The Yorkshireman is an underappreciated jewel of British sport, perhaps because mountain biking does not carry a mainstream following. Yet his talents are multi-disciplined, as a cyclo-cross world champion and the winner of the queen stage of a Tour de France. Here he was up against mountain bike specialists, but that road race training with Ineos Grenadiers has developed his engine to go with the sublime, natural feel that makes him one of the best bike handlers in the world.

He needed that engine to haul himself back to Koretzky in 32C heat, but the winning moment, sending his bike up the inside of the split track, was pure racing instinct.

“In the end I just had to go for a gap. Rubbing is racing, that’s what I’ve always done and the Olympics are no different. I’m sorry for [Koretzky], the support for him was incredible, but it’s the Olympics. You have to go all in.”

Pidcock celebrates with his gold medal (AFP via Getty Images)

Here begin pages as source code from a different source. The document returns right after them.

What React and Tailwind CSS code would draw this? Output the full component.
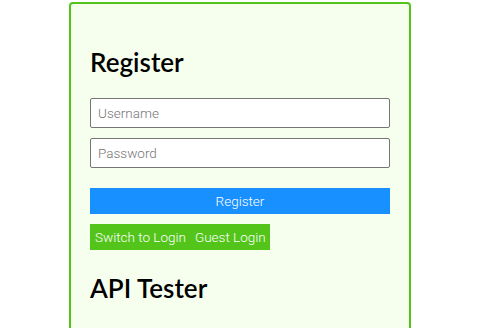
import React from 'react';

const App = () => {
  return (
    <div className="min-h-screen bg-white">
      <div className="ml-[69px] mt-[2px] w-[342px] min-h-[340px] rounded-[4px] border-2 border-[#52c41a] bg-[#f6ffed] px-[19px] pt-[42px]">
        <h2 className="mb-[20px] font-['Lato',sans-serif] text-[26px] font-semibold leading-[32px] text-black">Register</h2>
        <input
          type="text"
          placeholder="Username"
          className="block h-[30px] w-[300px] rounded-[2px] border border-[#767676] bg-white px-[7px] font-['Roboto',sans-serif] text-[13.5px] font-light placeholder:text-[#757575]"
        />
        <input
          type="password"
          placeholder="Password"
          className="mt-[10px] block h-[30px] w-[300px] rounded-[2px] border border-[#767676] bg-white px-[7px] font-['Roboto',sans-serif] text-[13.5px] font-light placeholder:text-[#757575]"
        />
        <button className="mt-[20px] block h-[26px] w-[300px] bg-[#1890ff] font-['Roboto',sans-serif] text-[13.5px] font-light text-white">
          Register
        </button>
        <div className="mt-[10px] flex">
          <button className="h-[26px] bg-[#52c41a] pl-[5px] pr-[4px] font-['Roboto',sans-serif] text-[13.5px] font-light text-white">
            Switch to Login
          </button>
          <button className="h-[26px] bg-[#52c41a] pl-[5px] pr-[4px] font-['Roboto',sans-serif] text-[13.5px] font-light text-white">
            Guest Login
          </button>
        </div>
        <h2 className="mt-[22px] font-['Lato',sans-serif] text-[26px] font-semibold leading-[32px] text-black">API Tester</h2>
      </div>
    </div>
  );
};

export default App;
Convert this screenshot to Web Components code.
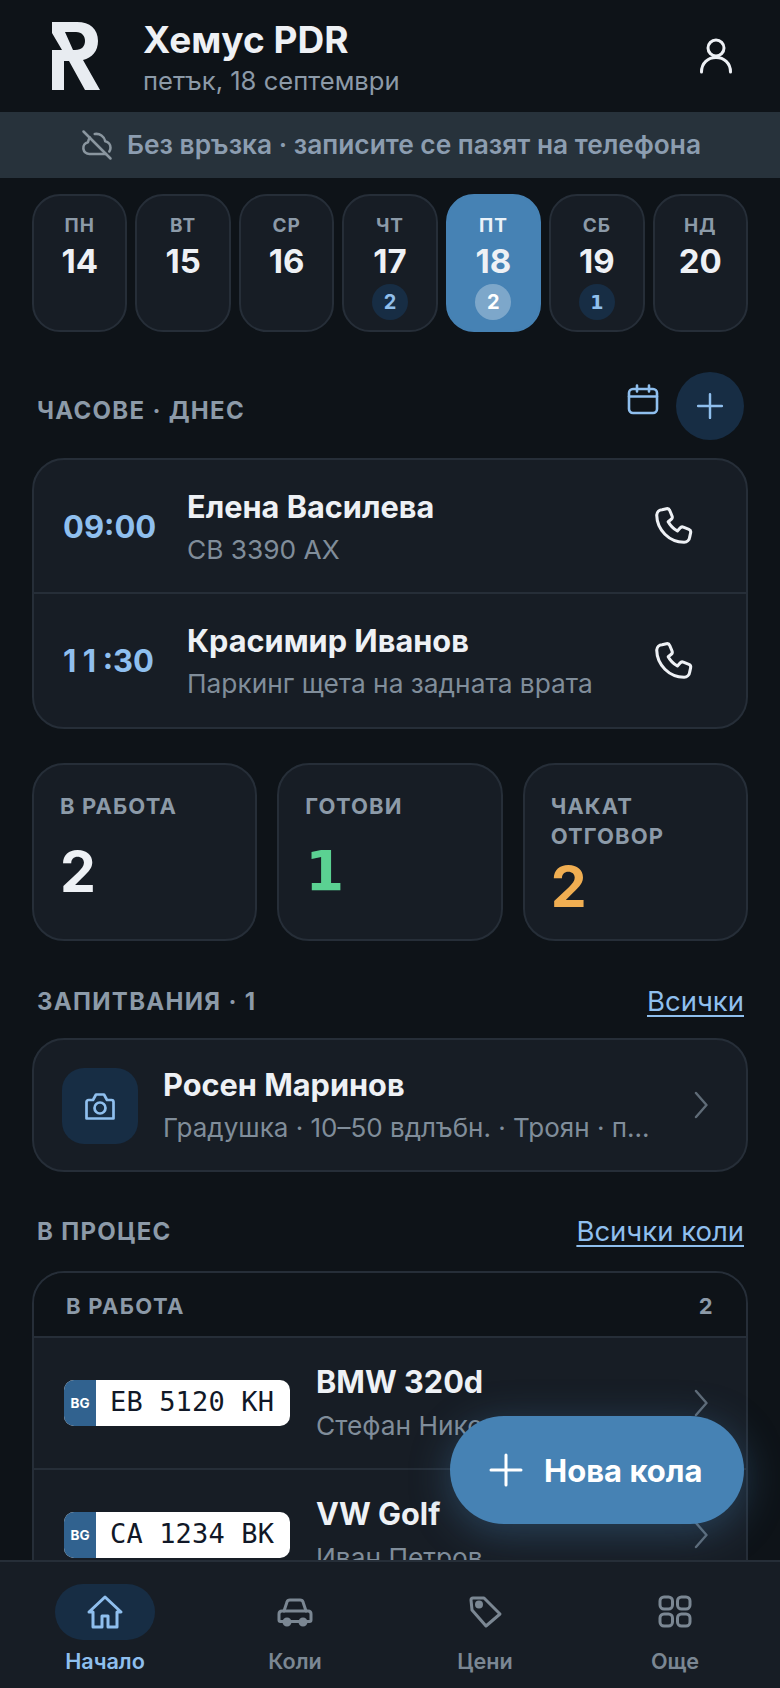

Pidcock had begun the race ensconced safely in the middle of the 36 riders before working his way through the pack, and by the third lap he led. But suddenly he was losing speed and control as the puncture struck, forcing him to clamber down a sheer drop carrying his bike as Koretzky flew off the ledge and into the lead.

Pidcock never faced this adversity three years in Tokyo, where he built a gap which grew into a dominant victory. But after swearing at himself he stayed calm, not charging to close the gap but refinding his rhythm and gradually eroding Koretzky’s lead.

The French crowd had witnessed Pauline Ferrand-Prevot prevail on Sunday and were becoming frenzied at the thought of another mountain bike gold. Perhaps Koretzky felt the weight of their expectations when he lost control in the woods on lap seven, colliding with a tree and giving up his lead to the chasing Pidcock.

Koretzky recovered, fought back and surged clear into what seemed like an unassailable lead. He appeared to have the reserves of energy, fuelled by home support, as Pidcock began to tire from his almighty effort. But the Briton stayed close enough to give himself one more shot, and he took it.